TASK DESCRIPTION: All the data must come back unchanged, except that pictures are left out.

SUPPLIED DATA:
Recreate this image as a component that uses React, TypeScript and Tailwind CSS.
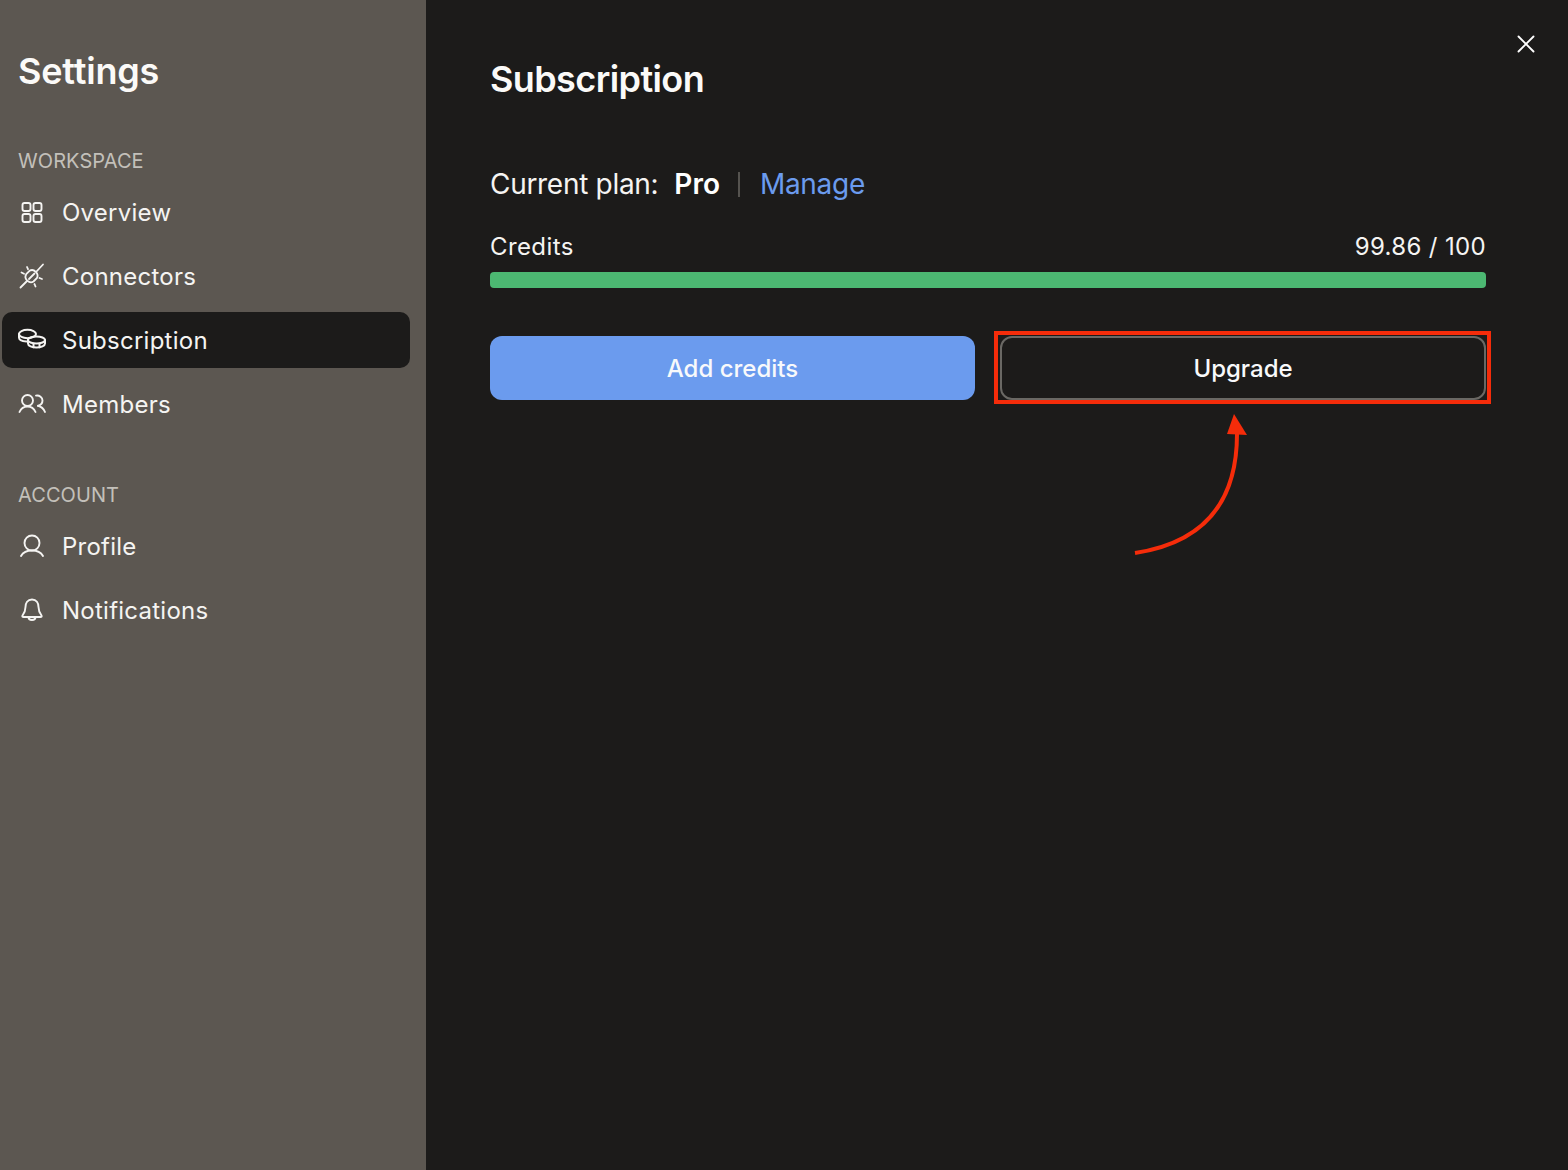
import { X } from 'lucide-react';
import type { ReactNode } from 'react';

const iconProps = {
  viewBox: '0 0 28 28',
  fill: 'none',
  stroke: 'currentColor',
  strokeWidth: 1.9,
  strokeLinecap: 'round' as const,
  strokeLinejoin: 'round' as const,
  className: 'h-7 w-7',
};

function GridIcon() {
  return (
    <svg {...iconProps}>
      <rect x="4.5" y="5" width="8" height="8" rx="2" />
      <rect x="15.5" y="5" width="8" height="8" rx="2" />
      <rect x="4.5" y="16" width="8" height="8" rx="2" />
      <rect x="15.5" y="16" width="8" height="8" rx="2" />
    </svg>
  );
}

function PlugIcon() {
  return (
    <svg {...iconProps} strokeWidth={1.8}>
      <path d="M2.5 25.5 L9 19" />
      <path d="M18.5 9.5 L25 2.5" />
      <path d="M11.5 8.8 C13.5 7.6 16 8 17.8 9.8 C19.6 11.6 20 14.2 18.8 16.2 L15.5 19.5 C13.5 20.8 11 20.2 9.2 18.6 C7.5 17 7 14.4 8.2 12.2 Z" />
      <path d="M11 17 L16.5 11.5" />
      <path d="M3.5 10.5 L6 11.8" />
      <path d="M9 5 L10 7.2" />
      <path d="M21.5 16 L24 17" />
      <path d="M16.5 22 L17.5 24.5" />
    </svg>
  );
}

function CoinsIcon() {
  return (
    <svg {...iconProps} strokeWidth={2}>
      <ellipse cx="9.5" cy="8" rx="8.5" ry="4.2" />
      <path d="M1 8 V11.5 C1 13.6 4 15.2 8.5 15.5" />
      <ellipse cx="18.5" cy="14" rx="8.5" ry="3.6" />
      <path d="M10 14 V17.5 C10 19.8 14 21.5 18.5 21.5 C23 21.5 27 19.8 27 17.5 V14" />
      <path d="M15.5 17.5 V21.3 M21.5 17.5 V21.3" />
    </svg>
  );
}

function MembersIcon() {
  return (
    <svg {...iconProps}>
      <circle cx="9.5" cy="10.5" r="5.5" />
      <path d="M1.5 22 C3 18.5 6 16.5 9.5 16.5 C13 16.5 16 18.5 17.5 22" />
      <path d="M18 5.6 C21.5 5 24.5 7.5 24.5 10.5 C24.5 13 22.8 15 20 15.8" />
      <path d="M20 15.8 C23 16.5 25.5 18.5 27 22" />
    </svg>
  );
}

function ProfileIcon() {
  return (
    <svg {...iconProps}>
      <circle cx="14" cy="11" r="7.5" />
      <path d="M3 24 C5 20.5 9 18.5 14 18.5 C19 18.5 23 20.5 25 24" />
    </svg>
  );
}

function BellIcon() {
  return (
    <svg {...iconProps}>
      <path d="M14 3.5 C9.5 3.5 7.5 7 7.5 11 C7.5 15 6 17.5 4.5 19.5 C4 20.5 4.5 21 5.5 21 H22.5 C23.5 21 24 20.5 23.5 19.5 C22 17.5 20.5 15 20.5 11 C20.5 7 18.5 3.5 14 3.5 Z" />
      <path d="M10.5 21 C10.5 25 17.5 25 17.5 21" />
    </svg>
  );
}

function NavItem({ icon, label, active }: { icon: ReactNode; label: string; active?: boolean }) {
  return (
    <div
      className={`flex h-14 items-center rounded-[10px] ${
        active ? 'bg-[#1c1b1a]' : ''
      }`}
    >
      <div className="flex w-[60px] shrink-0 justify-center text-[#f5f4f2]">{icon}</div>
      <span className="pt-[2px] text-[24px] leading-none tracking-[0.25px] text-[#f5f4f2]">{label}</span>
    </div>
  );
}

function SectionLabel({ children }: { children: ReactNode }) {
  return (
    <div className="pl-[16px] text-[20px] leading-[28px] tracking-[0.08px] text-[#c3c0ba]">
      {children}
    </div>
  );
}

export default function App() {
  return (
    <div
      className="flex h-[1170px] w-[1568px] overflow-hidden bg-[#1c1b1a] text-white"
      style={{ fontFamily: 'Inter, sans-serif' }}
    >
      <aside className="w-[426px] shrink-0 bg-[#5c5751] pr-4 pl-[2px]">
        <h2 className="mt-[48px] pl-[16px] text-[36px] leading-[46px] font-semibold tracking-[-0.2px] text-[#fbfaf8]">
          Settings
        </h2>
        <div className="mt-[53px]">
          <SectionLabel>WORKSPACE</SectionLabel>
        </div>
        <nav className="mt-[9px] flex flex-col gap-2">
          <NavItem icon={<GridIcon />} label="Overview" />
          <NavItem icon={<PlugIcon />} label="Connectors" />
          <NavItem icon={<CoinsIcon />} label="Subscription" active />
          <NavItem icon={<MembersIcon />} label="Members" />
        </nav>
        <div className="mt-[49px]">
          <SectionLabel>ACCOUNT</SectionLabel>
        </div>
        <nav className="mt-[9px] flex flex-col gap-2">
          <NavItem icon={<ProfileIcon />} label="Profile" />
          <NavItem icon={<BellIcon />} label="Notifications" />
        </nav>
      </aside>

      <main className="relative flex-1 pt-[56px] pr-[82px] pl-[64px]">
        <X size={30} strokeWidth={1.5} className="absolute top-[29px] right-[27px] text-white" />
        <h1 className="text-[36px] leading-[46px] font-semibold tracking-[-0.6px] text-[#fbfaf8]">Subscription</h1>

        <div className="mt-[64px] flex h-[36px] items-center text-[28px] text-[#f5f4f2]">
          <span className="tracking-[-0.3px]">Current plan:</span>
          <span className="ml-[16px] font-semibold text-white">Pro</span>
          <span className="mr-[20px] ml-[18px] h-[25px] w-[2px] bg-[#55534f]" />
          <span className="tracking-[-0.3px] text-[#6b9bee]">Manage</span>
        </div>

        <div className="mt-[29px] flex h-[32px] items-center justify-between text-[24px] text-[#f5f4f2]">
          <span className="tracking-[0.4px]">Credits</span>
          <span className="tracking-[0.35px]">99.86 / 100</span>
        </div>
        <div className="mt-[9px] h-4 rounded-[4px] bg-[#4cb872]" />

        <div className="mt-12 grid grid-cols-[485px_1fr] gap-[25px]">
          <button className="h-16 rounded-[12px] bg-[#6b9bee] pt-[2px] text-[24px] font-medium text-[#f8f9fb]">
            Add credits
          </button>
          <button className="h-16 rounded-[12px] border-2 border-[#6a6864] pt-[2px] text-[24px] font-medium text-[#f8f9fb]">
            Upgrade
          </button>
        </div>

        {/* annotation drawn over the button */}
        <div className="absolute top-[331px] left-[568px] h-[73px] w-[497px] border-[4px] border-[#f52c0a]" />
        <svg viewBox="0 0 120 150" className="absolute top-[412px] left-[702px] h-[150px] w-[120px]" fill="none">
          <path d="M7 141 C60 133 109 105 109 22" stroke="#f52c0a" strokeWidth="4" />
          <path d="M106 2 L119 23 L99 22 Z" fill="#f52c0a" />
        </svg>
      </main>
    </div>
  );
}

FINISHED EXERCISE:
Recreate this image as a component that uses React, TypeScript and Tailwind CSS.
import { X } from 'lucide-react';
import type { ReactNode } from 'react';

const iconProps = {
  viewBox: '0 0 28 28',
  fill: 'none',
  stroke: 'currentColor',
  strokeWidth: 1.9,
  strokeLinecap: 'round' as const,
  strokeLinejoin: 'round' as const,
  className: 'h-7 w-7',
};

function GridIcon() {
  return (
    <svg {...iconProps}>
      <rect x="4.5" y="5" width="8" height="8" rx="2" />
      <rect x="15.5" y="5" width="8" height="8" rx="2" />
      <rect x="4.5" y="16" width="8" height="8" rx="2" />
      <rect x="15.5" y="16" width="8" height="8" rx="2" />
    </svg>
  );
}

function PlugIcon() {
  return (
    <svg {...iconProps} strokeWidth={1.8}>
      <path d="M2.5 25.5 L9 19" />
      <path d="M18.5 9.5 L25 2.5" />
      <path d="M11.5 8.8 C13.5 7.6 16 8 17.8 9.8 C19.6 11.6 20 14.2 18.8 16.2 L15.5 19.5 C13.5 20.8 11 20.2 9.2 18.6 C7.5 17 7 14.4 8.2 12.2 Z" />
      <path d="M11 17 L16.5 11.5" />
      <path d="M3.5 10.5 L6 11.8" />
      <path d="M9 5 L10 7.2" />
      <path d="M21.5 16 L24 17" />
      <path d="M16.5 22 L17.5 24.5" />
    </svg>
  );
}

function CoinsIcon() {
  return (
    <svg {...iconProps} strokeWidth={2}>
      <ellipse cx="9.5" cy="8" rx="8.5" ry="4.2" />
      <path d="M1 8 V11.5 C1 13.6 4 15.2 8.5 15.5" />
      <ellipse cx="18.5" cy="14" rx="8.5" ry="3.6" />
      <path d="M10 14 V17.5 C10 19.8 14 21.5 18.5 21.5 C23 21.5 27 19.8 27 17.5 V14" />
      <path d="M15.5 17.5 V21.3 M21.5 17.5 V21.3" />
    </svg>
  );
}

function MembersIcon() {
  return (
    <svg {...iconProps}>
      <circle cx="9.5" cy="10.5" r="5.5" />
      <path d="M1.5 22 C3 18.5 6 16.5 9.5 16.5 C13 16.5 16 18.5 17.5 22" />
      <path d="M18 5.6 C21.5 5 24.5 7.5 24.5 10.5 C24.5 13 22.8 15 20 15.8" />
      <path d="M20 15.8 C23 16.5 25.5 18.5 27 22" />
    </svg>
  );
}

function ProfileIcon() {
  return (
    <svg {...iconProps}>
      <circle cx="14" cy="11" r="7.5" />
      <path d="M3 24 C5 20.5 9 18.5 14 18.5 C19 18.5 23 20.5 25 24" />
    </svg>
  );
}

function BellIcon() {
  return (
    <svg {...iconProps}>
      <path d="M14 3.5 C9.5 3.5 7.5 7 7.5 11 C7.5 15 6 17.5 4.5 19.5 C4 20.5 4.5 21 5.5 21 H22.5 C23.5 21 24 20.5 23.5 19.5 C22 17.5 20.5 15 20.5 11 C20.5 7 18.5 3.5 14 3.5 Z" />
      <path d="M10.5 21 C10.5 25 17.5 25 17.5 21" />
    </svg>
  );
}

function NavItem({ icon, label, active }: { icon: ReactNode; label: string; active?: boolean }) {
  return (
    <div
      className={`flex h-14 items-center rounded-[10px] ${
        active ? 'bg-[#1c1b1a]' : ''
      }`}
    >
      <div className="flex w-[60px] shrink-0 justify-center text-[#f5f4f2]">{icon}</div>
      <span className="pt-[2px] text-[24px] leading-none tracking-[0.25px] text-[#f5f4f2]">{label}</span>
    </div>
  );
}

function SectionLabel({ children }: { children: ReactNode }) {
  return (
    <div className="pl-[16px] text-[20px] leading-[28px] tracking-[0.08px] text-[#c3c0ba]">
      {children}
    </div>
  );
}

export default function App() {
  return (
    <div
      className="flex h-[1170px] w-[1568px] overflow-hidden bg-[#1c1b1a] text-white"
      style={{ fontFamily: 'Inter, sans-serif' }}
    >
      <aside className="w-[426px] shrink-0 bg-[#5c5751] pr-4 pl-[2px]">
        <h2 className="mt-[48px] pl-[16px] text-[36px] leading-[46px] font-semibold tracking-[-0.2px] text-[#fbfaf8]">
          Settings
        </h2>
        <div className="mt-[53px]">
          <SectionLabel>WORKSPACE</SectionLabel>
        </div>
        <nav className="mt-[9px] flex flex-col gap-2">
          <NavItem icon={<GridIcon />} label="Overview" />
          <NavItem icon={<PlugIcon />} label="Connectors" />
          <NavItem icon={<CoinsIcon />} label="Subscription" active />
          <NavItem icon={<MembersIcon />} label="Members" />
        </nav>
        <div className="mt-[49px]">
          <SectionLabel>ACCOUNT</SectionLabel>
        </div>
        <nav className="mt-[9px] flex flex-col gap-2">
          <NavItem icon={<ProfileIcon />} label="Profile" />
          <NavItem icon={<BellIcon />} label="Notifications" />
        </nav>
      </aside>

      <main className="relative flex-1 pt-[56px] pr-[82px] pl-[64px]">
        <X size={30} strokeWidth={1.5} className="absolute top-[29px] right-[27px] text-white" />
        <h1 className="text-[36px] leading-[46px] font-semibold tracking-[-0.6px] text-[#fbfaf8]">Subscription</h1>

        <div className="mt-[64px] flex h-[36px] items-center text-[28px] text-[#f5f4f2]">
          <span className="tracking-[-0.3px]">Current plan:</span>
          <span className="ml-[16px] font-semibold text-white">Pro</span>
          <span className="mr-[20px] ml-[18px] h-[25px] w-[2px] bg-[#55534f]" />
          <span className="tracking-[-0.3px] text-[#6b9bee]">Manage</span>
        </div>

        <div className="mt-[29px] flex h-[32px] items-center justify-between text-[24px] text-[#f5f4f2]">
          <span className="tracking-[0.4px]">Credits</span>
          <span className="tracking-[0.35px]">99.86 / 100</span>
        </div>
        <div className="mt-[9px] h-4 rounded-[4px] bg-[#4cb872]" />

        <div className="mt-12 grid grid-cols-[485px_1fr] gap-[25px]">
          <button className="h-16 rounded-[12px] bg-[#6b9bee] pt-[2px] text-[24px] font-medium text-[#f8f9fb]">
            Add credits
          </button>
          <button className="h-16 rounded-[12px] border-2 border-[#6a6864] pt-[2px] text-[24px] font-medium text-[#f8f9fb]">
            Upgrade
          </button>
        </div>

        {/* annotation drawn over the button */}
        <div className="absolute top-[331px] left-[568px] h-[73px] w-[497px] border-[4px] border-[#f52c0a]" />
        <svg viewBox="0 0 120 150" className="absolute top-[412px] left-[702px] h-[150px] w-[120px]" fill="none">
          <path d="M7 141 C60 133 109 105 109 22" stroke="#f52c0a" strokeWidth="4" />
          <path d="M106 2 L119 23 L99 22 Z" fill="#f52c0a" />
        </svg>
      </main>
    </div>
  );
}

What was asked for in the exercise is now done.